§ **Task to complete**:
Below are the records. Gather each line that holds "with".

# # #

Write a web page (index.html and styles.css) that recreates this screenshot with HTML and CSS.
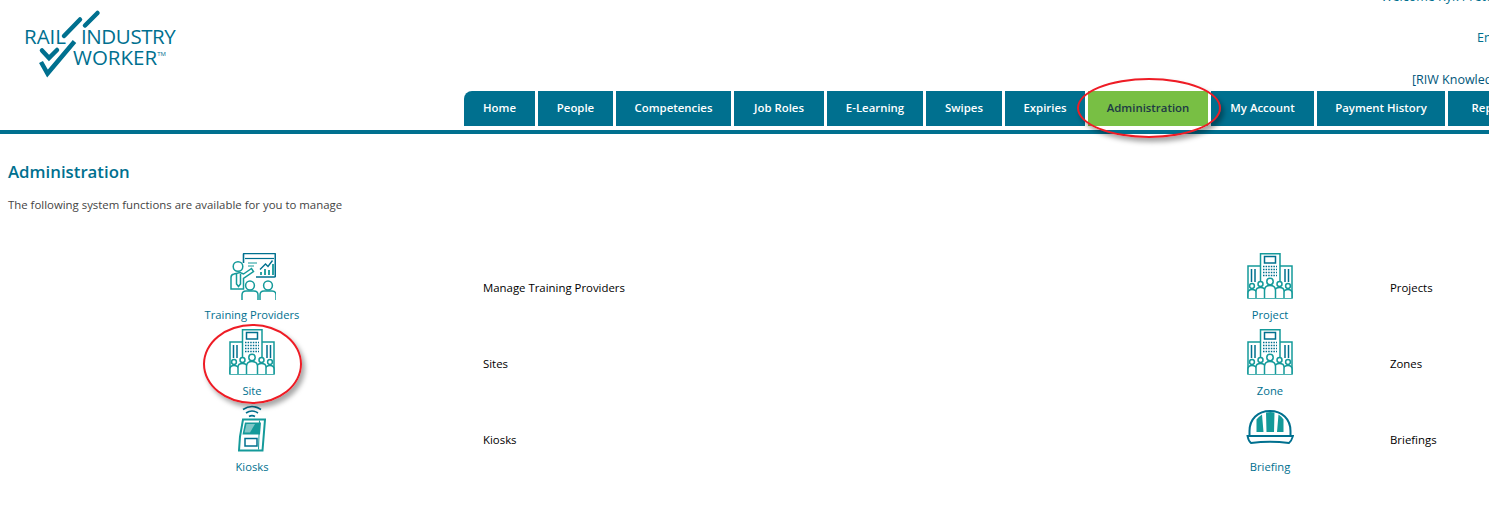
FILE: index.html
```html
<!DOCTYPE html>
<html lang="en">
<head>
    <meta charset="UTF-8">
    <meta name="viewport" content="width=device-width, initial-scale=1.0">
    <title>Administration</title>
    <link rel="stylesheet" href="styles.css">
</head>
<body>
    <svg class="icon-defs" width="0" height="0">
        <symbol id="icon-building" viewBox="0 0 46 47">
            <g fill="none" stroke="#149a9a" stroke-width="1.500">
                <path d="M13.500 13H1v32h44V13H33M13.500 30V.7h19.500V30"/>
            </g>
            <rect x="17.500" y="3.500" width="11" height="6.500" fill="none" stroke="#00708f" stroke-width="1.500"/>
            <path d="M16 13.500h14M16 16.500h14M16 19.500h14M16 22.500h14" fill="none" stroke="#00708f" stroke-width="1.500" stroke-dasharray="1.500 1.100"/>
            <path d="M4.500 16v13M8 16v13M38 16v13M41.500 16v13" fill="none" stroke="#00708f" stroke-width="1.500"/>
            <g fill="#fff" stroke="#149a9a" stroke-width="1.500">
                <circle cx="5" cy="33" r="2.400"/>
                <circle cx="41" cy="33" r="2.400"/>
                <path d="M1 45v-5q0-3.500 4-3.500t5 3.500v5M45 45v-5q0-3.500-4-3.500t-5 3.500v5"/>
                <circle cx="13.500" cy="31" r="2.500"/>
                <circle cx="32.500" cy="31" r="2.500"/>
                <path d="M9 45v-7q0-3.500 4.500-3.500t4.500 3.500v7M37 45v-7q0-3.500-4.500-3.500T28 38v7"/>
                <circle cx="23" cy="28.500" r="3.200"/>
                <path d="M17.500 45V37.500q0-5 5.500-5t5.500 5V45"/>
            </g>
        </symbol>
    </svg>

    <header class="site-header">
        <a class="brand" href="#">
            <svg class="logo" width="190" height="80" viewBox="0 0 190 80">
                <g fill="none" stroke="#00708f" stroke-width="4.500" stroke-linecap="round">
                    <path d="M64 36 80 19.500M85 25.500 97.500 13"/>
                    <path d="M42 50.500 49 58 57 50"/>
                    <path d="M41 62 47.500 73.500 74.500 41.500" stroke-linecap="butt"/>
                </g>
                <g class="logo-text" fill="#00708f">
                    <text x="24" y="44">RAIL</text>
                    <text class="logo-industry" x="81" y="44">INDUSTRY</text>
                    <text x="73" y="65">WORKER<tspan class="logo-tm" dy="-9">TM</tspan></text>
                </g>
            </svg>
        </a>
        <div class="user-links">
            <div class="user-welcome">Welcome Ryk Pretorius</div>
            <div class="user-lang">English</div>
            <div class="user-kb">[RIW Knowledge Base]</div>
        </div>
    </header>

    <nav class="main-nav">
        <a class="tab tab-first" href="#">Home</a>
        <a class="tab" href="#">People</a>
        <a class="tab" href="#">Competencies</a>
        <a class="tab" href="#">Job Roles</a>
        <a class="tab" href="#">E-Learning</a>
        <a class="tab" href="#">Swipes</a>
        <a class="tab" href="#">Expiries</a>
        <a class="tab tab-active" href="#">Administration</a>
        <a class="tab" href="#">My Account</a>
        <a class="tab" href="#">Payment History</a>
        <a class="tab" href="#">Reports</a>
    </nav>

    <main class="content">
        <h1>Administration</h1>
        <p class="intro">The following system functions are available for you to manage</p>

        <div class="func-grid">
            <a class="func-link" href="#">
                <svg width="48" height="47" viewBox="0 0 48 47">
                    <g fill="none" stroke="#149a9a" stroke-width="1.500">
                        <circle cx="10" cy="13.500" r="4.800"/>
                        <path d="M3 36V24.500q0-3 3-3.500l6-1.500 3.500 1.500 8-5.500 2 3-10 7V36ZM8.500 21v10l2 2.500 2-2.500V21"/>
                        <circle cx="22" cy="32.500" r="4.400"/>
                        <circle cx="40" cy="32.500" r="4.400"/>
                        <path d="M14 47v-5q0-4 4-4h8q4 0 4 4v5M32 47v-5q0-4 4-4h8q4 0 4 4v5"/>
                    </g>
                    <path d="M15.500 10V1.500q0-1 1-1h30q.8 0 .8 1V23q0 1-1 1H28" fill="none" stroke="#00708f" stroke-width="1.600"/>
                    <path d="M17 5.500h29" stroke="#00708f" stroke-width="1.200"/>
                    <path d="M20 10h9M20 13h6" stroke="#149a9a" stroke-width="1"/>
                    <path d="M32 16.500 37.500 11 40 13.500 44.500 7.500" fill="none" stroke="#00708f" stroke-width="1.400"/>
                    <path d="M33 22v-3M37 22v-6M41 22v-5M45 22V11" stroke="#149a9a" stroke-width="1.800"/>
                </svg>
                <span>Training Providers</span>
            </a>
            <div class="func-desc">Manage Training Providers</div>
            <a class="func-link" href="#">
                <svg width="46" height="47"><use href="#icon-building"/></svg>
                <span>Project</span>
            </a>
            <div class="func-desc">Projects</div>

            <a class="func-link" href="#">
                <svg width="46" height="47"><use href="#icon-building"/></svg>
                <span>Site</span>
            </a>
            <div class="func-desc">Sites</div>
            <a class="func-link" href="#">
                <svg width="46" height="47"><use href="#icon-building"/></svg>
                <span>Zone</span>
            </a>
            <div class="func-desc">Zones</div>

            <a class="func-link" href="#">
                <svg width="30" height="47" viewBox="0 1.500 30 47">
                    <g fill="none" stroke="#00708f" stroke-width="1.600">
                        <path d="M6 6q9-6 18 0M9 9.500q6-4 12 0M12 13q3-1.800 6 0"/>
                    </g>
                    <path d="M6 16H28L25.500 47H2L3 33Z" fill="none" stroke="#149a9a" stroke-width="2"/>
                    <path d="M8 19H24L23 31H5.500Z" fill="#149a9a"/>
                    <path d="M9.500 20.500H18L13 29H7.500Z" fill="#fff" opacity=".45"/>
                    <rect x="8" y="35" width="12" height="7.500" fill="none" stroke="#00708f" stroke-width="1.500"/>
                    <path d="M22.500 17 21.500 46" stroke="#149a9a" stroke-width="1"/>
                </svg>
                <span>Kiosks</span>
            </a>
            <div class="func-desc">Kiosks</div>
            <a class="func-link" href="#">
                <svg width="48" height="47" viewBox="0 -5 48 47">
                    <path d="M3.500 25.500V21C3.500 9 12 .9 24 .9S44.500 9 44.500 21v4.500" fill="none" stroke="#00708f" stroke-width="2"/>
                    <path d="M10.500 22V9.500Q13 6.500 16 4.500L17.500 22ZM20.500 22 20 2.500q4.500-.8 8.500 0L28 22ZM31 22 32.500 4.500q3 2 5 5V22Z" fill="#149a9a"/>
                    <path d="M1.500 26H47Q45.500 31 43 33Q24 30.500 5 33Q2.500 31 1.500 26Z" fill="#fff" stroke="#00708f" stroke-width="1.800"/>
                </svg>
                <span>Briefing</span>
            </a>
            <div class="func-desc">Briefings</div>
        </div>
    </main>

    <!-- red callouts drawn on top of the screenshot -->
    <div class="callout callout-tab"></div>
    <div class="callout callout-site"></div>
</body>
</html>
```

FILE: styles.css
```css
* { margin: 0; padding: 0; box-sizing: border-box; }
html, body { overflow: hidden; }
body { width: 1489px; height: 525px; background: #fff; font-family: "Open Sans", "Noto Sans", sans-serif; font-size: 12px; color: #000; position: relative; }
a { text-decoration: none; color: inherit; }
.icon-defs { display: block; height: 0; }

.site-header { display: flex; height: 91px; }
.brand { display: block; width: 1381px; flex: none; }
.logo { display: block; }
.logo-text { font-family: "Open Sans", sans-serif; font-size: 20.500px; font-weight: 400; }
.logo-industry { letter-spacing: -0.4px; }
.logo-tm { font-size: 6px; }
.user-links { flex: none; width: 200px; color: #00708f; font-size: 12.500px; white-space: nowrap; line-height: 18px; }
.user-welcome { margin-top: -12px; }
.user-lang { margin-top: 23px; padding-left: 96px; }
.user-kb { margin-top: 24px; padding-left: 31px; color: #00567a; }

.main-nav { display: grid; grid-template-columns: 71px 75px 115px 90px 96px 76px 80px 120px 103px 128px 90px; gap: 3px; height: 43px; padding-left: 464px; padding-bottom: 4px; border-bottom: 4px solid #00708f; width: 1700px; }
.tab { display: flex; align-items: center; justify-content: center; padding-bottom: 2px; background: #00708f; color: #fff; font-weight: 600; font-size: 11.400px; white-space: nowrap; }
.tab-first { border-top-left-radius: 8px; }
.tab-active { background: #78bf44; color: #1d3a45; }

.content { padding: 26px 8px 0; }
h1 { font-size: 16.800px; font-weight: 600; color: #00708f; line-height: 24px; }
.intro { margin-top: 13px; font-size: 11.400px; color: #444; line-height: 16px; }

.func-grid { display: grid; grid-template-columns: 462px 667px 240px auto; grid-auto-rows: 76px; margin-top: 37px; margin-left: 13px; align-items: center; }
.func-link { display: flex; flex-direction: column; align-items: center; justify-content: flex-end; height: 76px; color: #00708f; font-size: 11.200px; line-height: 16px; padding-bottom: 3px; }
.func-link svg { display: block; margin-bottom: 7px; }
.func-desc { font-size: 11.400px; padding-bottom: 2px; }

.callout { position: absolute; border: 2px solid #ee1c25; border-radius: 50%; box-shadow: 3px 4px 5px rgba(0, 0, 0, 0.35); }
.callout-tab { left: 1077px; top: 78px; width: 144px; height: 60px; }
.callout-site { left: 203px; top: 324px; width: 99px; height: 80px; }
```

# # #

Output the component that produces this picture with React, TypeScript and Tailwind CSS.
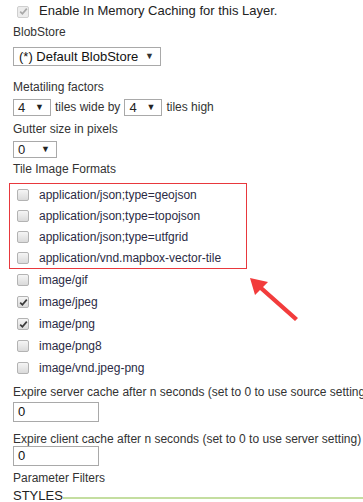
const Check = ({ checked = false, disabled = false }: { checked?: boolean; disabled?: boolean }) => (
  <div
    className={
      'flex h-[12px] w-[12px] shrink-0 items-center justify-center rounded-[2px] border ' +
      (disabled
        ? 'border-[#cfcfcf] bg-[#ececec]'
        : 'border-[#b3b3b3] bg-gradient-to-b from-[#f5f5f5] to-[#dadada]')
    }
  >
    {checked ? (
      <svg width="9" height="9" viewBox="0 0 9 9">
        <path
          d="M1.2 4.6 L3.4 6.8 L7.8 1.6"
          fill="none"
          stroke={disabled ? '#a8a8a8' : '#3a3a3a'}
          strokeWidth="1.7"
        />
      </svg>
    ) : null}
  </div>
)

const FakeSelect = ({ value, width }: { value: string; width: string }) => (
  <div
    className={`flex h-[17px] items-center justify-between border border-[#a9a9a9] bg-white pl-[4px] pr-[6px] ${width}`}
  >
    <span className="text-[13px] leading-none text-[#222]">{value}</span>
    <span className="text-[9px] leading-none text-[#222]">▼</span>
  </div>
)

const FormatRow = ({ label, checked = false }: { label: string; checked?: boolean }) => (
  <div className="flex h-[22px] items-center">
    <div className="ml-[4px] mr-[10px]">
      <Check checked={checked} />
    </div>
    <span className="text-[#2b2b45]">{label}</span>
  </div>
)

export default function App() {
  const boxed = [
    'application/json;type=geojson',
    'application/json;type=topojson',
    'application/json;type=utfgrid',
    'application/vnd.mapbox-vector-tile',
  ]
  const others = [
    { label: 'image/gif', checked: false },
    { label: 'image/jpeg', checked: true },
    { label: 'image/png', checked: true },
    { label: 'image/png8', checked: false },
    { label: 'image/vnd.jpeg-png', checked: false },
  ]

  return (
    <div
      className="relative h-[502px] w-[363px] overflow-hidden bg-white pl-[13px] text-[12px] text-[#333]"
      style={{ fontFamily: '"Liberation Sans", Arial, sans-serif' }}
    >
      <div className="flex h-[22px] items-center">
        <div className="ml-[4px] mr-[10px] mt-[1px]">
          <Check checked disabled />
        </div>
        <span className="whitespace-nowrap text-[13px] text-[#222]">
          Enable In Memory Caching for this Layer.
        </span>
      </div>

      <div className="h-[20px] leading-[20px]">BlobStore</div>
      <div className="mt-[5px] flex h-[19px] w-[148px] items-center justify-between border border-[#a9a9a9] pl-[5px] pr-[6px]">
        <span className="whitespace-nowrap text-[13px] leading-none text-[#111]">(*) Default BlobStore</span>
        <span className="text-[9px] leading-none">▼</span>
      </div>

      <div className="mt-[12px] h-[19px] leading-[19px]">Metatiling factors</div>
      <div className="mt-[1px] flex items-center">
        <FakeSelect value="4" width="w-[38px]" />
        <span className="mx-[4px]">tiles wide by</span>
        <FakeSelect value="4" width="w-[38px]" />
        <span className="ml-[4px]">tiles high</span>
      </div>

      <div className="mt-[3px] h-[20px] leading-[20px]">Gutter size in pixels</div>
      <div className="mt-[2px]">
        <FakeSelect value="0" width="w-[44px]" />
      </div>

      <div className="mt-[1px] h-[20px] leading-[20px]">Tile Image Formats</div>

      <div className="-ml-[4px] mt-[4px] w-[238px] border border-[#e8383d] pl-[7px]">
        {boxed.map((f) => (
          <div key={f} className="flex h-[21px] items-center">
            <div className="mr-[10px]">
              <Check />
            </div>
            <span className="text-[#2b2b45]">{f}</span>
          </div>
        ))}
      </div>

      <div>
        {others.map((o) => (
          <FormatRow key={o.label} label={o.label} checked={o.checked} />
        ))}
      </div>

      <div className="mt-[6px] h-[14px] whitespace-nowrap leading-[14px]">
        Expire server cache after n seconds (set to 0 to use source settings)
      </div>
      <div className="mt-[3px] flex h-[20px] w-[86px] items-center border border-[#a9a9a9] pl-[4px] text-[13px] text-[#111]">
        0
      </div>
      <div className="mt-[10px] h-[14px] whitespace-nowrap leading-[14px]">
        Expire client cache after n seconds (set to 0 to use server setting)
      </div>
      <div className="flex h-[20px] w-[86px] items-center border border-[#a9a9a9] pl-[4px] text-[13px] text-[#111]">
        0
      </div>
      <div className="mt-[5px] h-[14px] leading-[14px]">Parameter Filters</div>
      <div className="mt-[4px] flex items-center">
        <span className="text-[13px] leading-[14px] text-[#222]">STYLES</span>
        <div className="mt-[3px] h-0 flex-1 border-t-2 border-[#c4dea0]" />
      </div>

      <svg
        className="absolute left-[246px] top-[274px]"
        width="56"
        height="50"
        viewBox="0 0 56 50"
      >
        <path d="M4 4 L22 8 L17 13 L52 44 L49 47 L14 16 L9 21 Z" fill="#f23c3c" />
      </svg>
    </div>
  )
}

# # #

§ **Result of this exercise**:
Write a web page (index.html and styles.css) that recreates this screenshot with HTML and CSS.
Output the component that produces this picture with React, TypeScript and Tailwind CSS.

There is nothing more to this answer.